The court should, by said decree, also retain jurisdiction of the cause for the purpose of affording other and further relief to the parties. Such decree will be consistent with the views expressed in the former opinion of this court in this cause.

After such decree has been entered the court should permit the complainant to amend the bill, if he shall move for leave, so that it will specifically ask partition, or either of the defendants may, after such decree is entered, file a cross-bill praying partition. If either of the parties should so seek a partition the cause will then proceed as an ordinary suit for partition and accounting. If no such amendment or cross-bill should be filed, the cause should then be referred to a master to take the account of rents and profits pursuant to the averments and prayer of the original bill.
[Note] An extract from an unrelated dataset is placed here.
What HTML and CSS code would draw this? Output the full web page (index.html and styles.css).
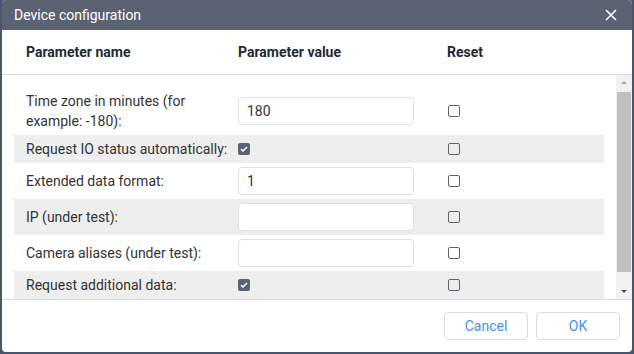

*193Before the cause is again referred to a master a receiver may be appointed, as prayed by the original bill, with the ordinary powers of a receiver in such case.

Other questions urged by appellants do not properly arise at this time.

The decree of the superior court will be reversed, and the cause will be remanded to that court with directions to enter such a decree as is hereinabove outlined, and for further -proceedings consistent with the views expressed in this opinion.

Reversed and remanded, with directions.